* What you are asked to do
Give nothing except the number of lines containing the word "this".

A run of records

┌──

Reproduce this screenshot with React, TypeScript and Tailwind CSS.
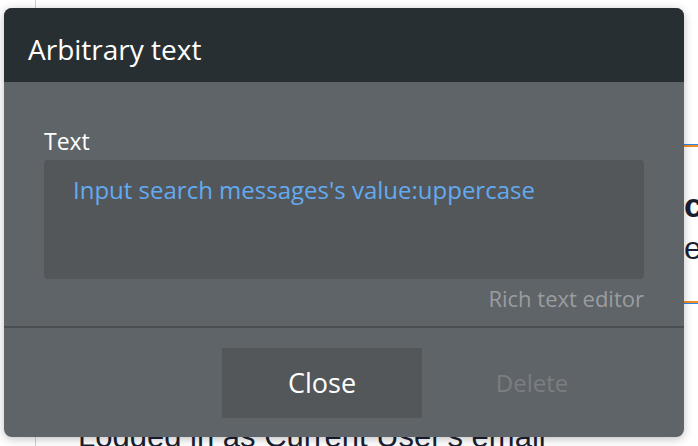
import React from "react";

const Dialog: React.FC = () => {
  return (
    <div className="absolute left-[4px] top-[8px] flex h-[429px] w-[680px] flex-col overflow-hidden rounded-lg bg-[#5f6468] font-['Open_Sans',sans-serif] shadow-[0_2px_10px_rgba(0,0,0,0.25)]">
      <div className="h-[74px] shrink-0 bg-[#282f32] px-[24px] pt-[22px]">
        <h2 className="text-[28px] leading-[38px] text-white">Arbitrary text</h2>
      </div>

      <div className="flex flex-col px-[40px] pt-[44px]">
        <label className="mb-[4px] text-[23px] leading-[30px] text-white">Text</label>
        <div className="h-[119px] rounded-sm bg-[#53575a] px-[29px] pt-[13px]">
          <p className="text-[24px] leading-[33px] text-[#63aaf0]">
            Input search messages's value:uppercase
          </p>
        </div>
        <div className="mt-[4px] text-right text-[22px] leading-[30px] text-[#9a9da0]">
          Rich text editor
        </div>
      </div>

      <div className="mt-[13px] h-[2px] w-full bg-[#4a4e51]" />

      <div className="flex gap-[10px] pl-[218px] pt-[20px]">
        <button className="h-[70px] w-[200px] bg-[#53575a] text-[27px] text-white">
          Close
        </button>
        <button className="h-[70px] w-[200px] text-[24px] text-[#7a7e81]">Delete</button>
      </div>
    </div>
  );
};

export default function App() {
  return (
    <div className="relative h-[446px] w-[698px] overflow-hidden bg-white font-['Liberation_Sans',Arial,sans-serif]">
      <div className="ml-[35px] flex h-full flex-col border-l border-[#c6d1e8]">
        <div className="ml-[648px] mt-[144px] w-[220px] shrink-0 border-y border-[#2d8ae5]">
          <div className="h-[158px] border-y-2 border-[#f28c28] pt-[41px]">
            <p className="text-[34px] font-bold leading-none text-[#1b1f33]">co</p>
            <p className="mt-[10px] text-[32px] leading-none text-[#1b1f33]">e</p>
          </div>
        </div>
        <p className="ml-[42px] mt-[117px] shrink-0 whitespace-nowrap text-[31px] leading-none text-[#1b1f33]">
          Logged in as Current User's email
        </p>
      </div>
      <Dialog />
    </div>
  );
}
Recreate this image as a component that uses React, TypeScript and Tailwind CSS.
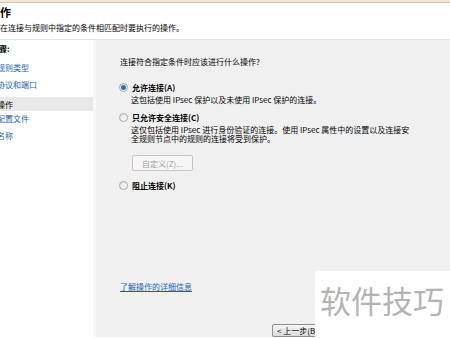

└──

* Result of the exercise
2